Flying robots are literally touching the world
The most common drone use case is still the observer. To inspect bridges, map forests, measure crops, and capture data, but aerial manipulation turns that idea upside down.
Instead of asking what a flying robot can see, researchers ask what it can do. Some groups investigate cooperative payload transport (https://ieeexplore.ieee.org/document/8461014). Others focus on cable manipulation and contact-rich interaction (https://ieeexplore.ieee.org/document/10382688). More recent work explores increasingly sophisticated manipulation strategies while maintaining stable flight (https://ieeexplore.ieee.org/document/10802794).
Aerial manipulation forces multiple disciplines together. Control theory, estimation, mechanical design, and physical interaction all become tightly coupled. As these systems mature, flying robots may increasingly move beyond sensing and inspection roles into applications that require direct interaction with the physical world.

The challenge of making AI practical
Look anywhere and everything’s “AI”, but thankfully the research papers tell a nuanced story. Researchers are asking practical questions, if learning can improve flight performance without sacrificing stability, if sophisticated controllers can run on tiny embedded processors, and if simulation can reduce the amount of expensive real-world data needed before deployment?

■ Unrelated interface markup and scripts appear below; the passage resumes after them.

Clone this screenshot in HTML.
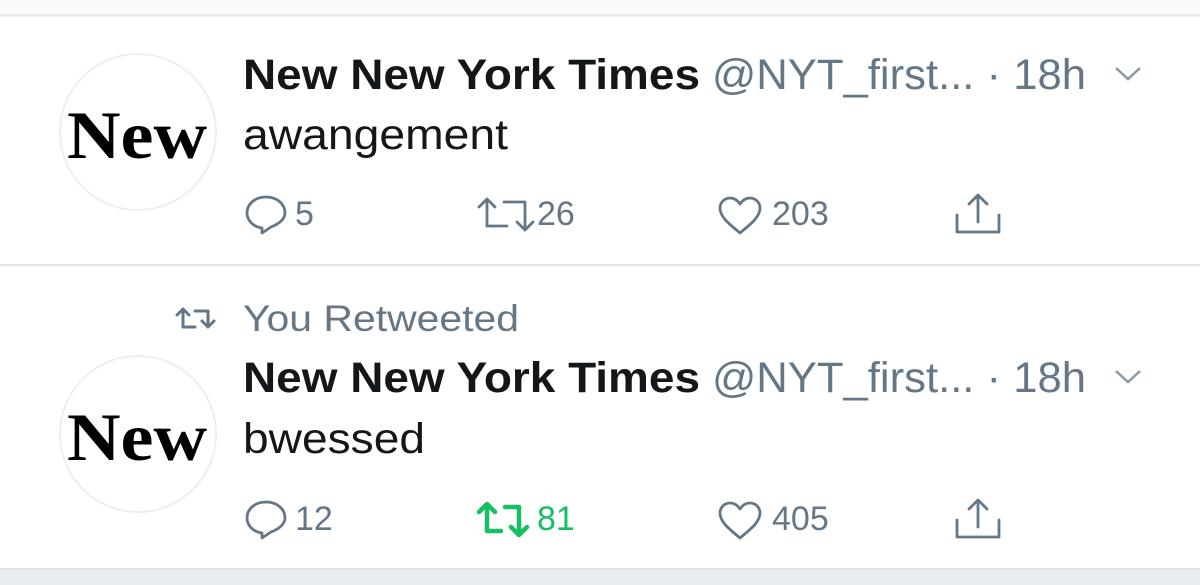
<html><head><style>body{margin:0;background:#fff}</style></head><body>
<svg width="1200" height="585" viewBox="0 0 1200 585" xmlns="http://www.w3.org/2000/svg" style="display:block;font-family:'Liberation Sans',sans-serif">
<rect x="0" y="0" width="1200" height="15" fill="#fafafa"/>
<line x1="0" y1="15.5" x2="1200" y2="15.5" stroke="#e1e5e9" stroke-width="2"/>
<line x1="0" y1="265" x2="1200" y2="265" stroke="#e1e5e9" stroke-width="2"/>
<rect x="0" y="569" width="1200" height="16" fill="#e9ecf0"/>
<line x1="0" y1="569" x2="1200" y2="569" stroke="#dde1e6" stroke-width="2"/>

<circle cx="138" cy="132" r="78" fill="#fff" stroke="#eceef0" stroke-width="2"/>
<text x="67" y="158" font-family="'Liberation Serif',serif" font-weight="bold" font-size="68" textLength="140" lengthAdjust="spacingAndGlyphs" fill="#000">New</text>
<text x="243" y="89" font-weight="bold" font-size="43" fill="#14171a" textLength="457" lengthAdjust="spacingAndGlyphs">New New York Times</text>
<text x="712" y="89" font-size="43" fill="#657786" textLength="374" lengthAdjust="spacingAndGlyphs">@NYT_first... · 18h</text>
<path d="M1116 68 l12 11 l12 -11" fill="none" stroke="#8899a6" stroke-width="2.5"/>
<text x="243" y="149" font-size="43" fill="#14171a" textLength="265" lengthAdjust="spacingAndGlyphs">awangement</text>

<g fill="none" stroke="#657786" stroke-width="2.8" stroke-linejoin="round" stroke-linecap="round">
<path d="M266 197 c-11 0 -19 7 -19 16 c0 8 7 14 15 15 v5 l9 -6 c8 -3 14 -8 14 -14 c0 -9 -8 -16 -19 -16z"/>
<path d="M479 207 l8 -8 l8 8 M487 200 v26 h20 M504 202 h21 v28 M517 222 l8 8 l8 -8"/>
<path d="M740 233 c-8 -7 -20 -15 -20 -25 c0 -6 5 -10 10 -10 c5 0 8 3 10 6 c2 -3 5 -6 10 -6 c5 0 10 4 10 10 c0 10 -12 18 -20 25z"/>
<path d="M957 215 v17 h42 v-17 M978 222 v-26 M969 204 l9 -9 l9 9"/>
</g>
<g font-size="34" fill="#657786">
<text x="295" y="225">5</text><text x="537" y="225">26</text><text x="772" y="225">203</text>
</g>

<path d="M177 315 l6 -6 l6 6 M183 310 v17 h12 M195 311 h13 v16 M202 321 l6 6 l6 -6" fill="none" stroke="#657786" stroke-width="3" stroke-linecap="round" stroke-linejoin="round"/>
<text x="243" y="331" font-size="37" fill="#657786" textLength="276" lengthAdjust="spacingAndGlyphs">You Retweeted</text>

<circle cx="138" cy="434" r="78" fill="#fff" stroke="#eceef0" stroke-width="2"/>
<text x="67" y="460" font-family="'Liberation Serif',serif" font-weight="bold" font-size="68" textLength="140" lengthAdjust="spacingAndGlyphs" fill="#000">New</text>
<text x="243" y="392" font-weight="bold" font-size="43" fill="#14171a" textLength="457" lengthAdjust="spacingAndGlyphs">New New York Times</text>
<text x="712" y="392" font-size="43" fill="#657786" textLength="374" lengthAdjust="spacingAndGlyphs">@NYT_first... · 18h</text>
<path d="M1116 371 l12 11 l12 -11" fill="none" stroke="#8899a6" stroke-width="2.5"/>
<text x="243" y="453" font-size="43" fill="#14171a" textLength="182" lengthAdjust="spacingAndGlyphs">bwessed</text>

<g fill="none" stroke="#657786" stroke-width="2.8" stroke-linejoin="round" stroke-linecap="round">
<path d="M266 502 c-11 0 -19 7 -19 16 c0 8 7 14 15 15 v5 l9 -6 c8 -3 14 -8 14 -14 c0 -9 -8 -16 -19 -16z"/>
<path d="M740 538 c-8 -7 -20 -15 -20 -25 c0 -6 5 -10 10 -10 c5 0 8 3 10 6 c2 -3 5 -6 10 -6 c5 0 10 4 10 10 c0 10 -12 18 -20 25z"/>
<path d="M957 520 v17 h42 v-17 M978 527 v-26 M969 509 l9 -9 l9 9"/>
</g>
<path d="M479 512 l8 -8 l8 8 M487 505 v26 h14 M505 507 h14 v28 M511 527 l8 8 l8 -8" fill="none" stroke="#17bf63" stroke-width="4.5" stroke-linecap="round" stroke-linejoin="round"/>
<g font-size="34" fill="#657786">
<text x="295" y="530">12</text><text x="772" y="530">405</text>
</g>
<text x="537" y="530" font-size="34" fill="#17bf63">81</text>
</svg>
</body></html>
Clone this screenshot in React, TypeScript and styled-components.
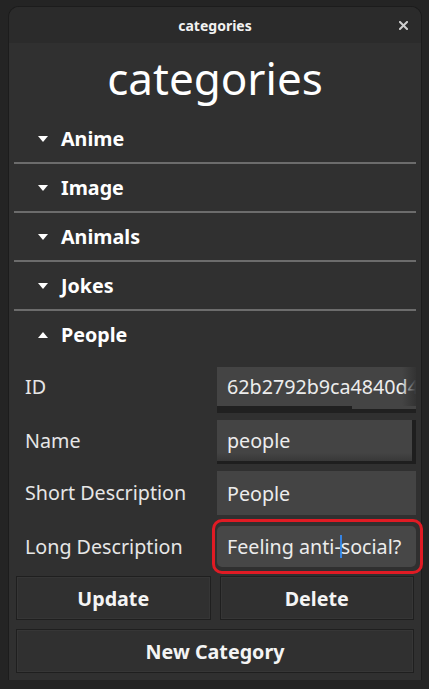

DATT: Deep Adaptive Trajectory Tracking explores how learned components can complement classical control methods under uncertain conditions (https://arxiv.org/abs/2310.09053).
Learning to Fly in Seconds takes another route, demonstrating how efficient training in simulation can dramatically shorten the path to successful real-world flight (https://ieeexplore.ieee.org/document/10517383).
Palossi et Al. investigates yet another line of research on how machine learning can be integrated directly into flight control, allowing nano-quadcopters to improve their performance while remaining reliable and computationally efficient (https://ieeexplore.ieee.org/document/8715489)..
The frontier isn’t simply making robots smarter. It’s making sophisticated autonomy accessible on hardware small enough to fit in the palm of your hand.
Can robots learn to work with people, not just around them?
Technical performance alone doesn’t determine whether a robotic system is successful. People need to understand what the robot is doing, communicate with it naturally, and develop enough confidence to work alongside it.
That has led researchers to investigate everything from gesture-based interfaces, or “SwarmTouch” (https://ieeexplore.ieee.org/document/8758191) to shared autonomy in Hand-worn Haptic Interface for Drone Teleoperation (https://ieeexplore.ieee.org/document/9196664) and broader questions around interaction and collaboration between humans and aerial robots bu La Delfa et Al. (https://ieeexplore.ieee.org/document/10973956).
In some cases, the hardest challenge is not controlling the robot itself, but designing the relationship between humans and machines. After all, even the most capable autonomous system ultimately exists to help someone accomplish something.

Sometimes the cleverest solution is the simplest one
Before a robot can make intelligent decisions, it must know where it is. For small aerial robots, this question is particularly challenging, since limited payload capacity restricts sensor choices, while limited onboard compute constrains what algorithms can realistically run. This has made nano-quadcopters an attractive platform for investigating efficient perception and navigation techniques.
In Visual Route-following for Tiny Autonomous Robots, published in Science Robotics, researchers demonstrated an insect-inspired navigation strategy using an omnidirectional camera mounted on a Crazyflie Brushless (https://www.science.org/doi/10.1126/scirobotics.adk0310).
Rather than constructing detailed maps of the environment, the robot simply learns visual routes and follows them. It’s an elegant reminder that engineering progress doesn’t always come from adding complexity, but from asking what can be removed.
That same philosophy appears elsewhere in recent perception and navigation research, where teams continue to develop increasingly efficient onboard perception and localization methods suited to the severe constraints of nano-quadcopters. NanoSLAM: Enabling Fully Onboard SLAM for Tiny Robots (https://ieeexplore.ieee.org/document/10343110, and Robust and Efficient Depth-Based Obstacle Avoidance for Autonomous Miniaturized UAVs are perfect examples of this (https://ieeexplore.ieee.org/document/10272390).
A community exploring difficult problems
What makes the broad body of Crazyflie research interesting is the sheer variety of approaches researchers bring to the same fundamental challenges. Across universities, laboratories, and disciplines, researchers continue to investigate cooperation, physical interaction, learning, perception, and human collaboration from different angles.
Taken together, these projects provide a glimpse of where robotics research is heading. There’s clearly more to find out, and we’re glad to keep being part of how people go looking.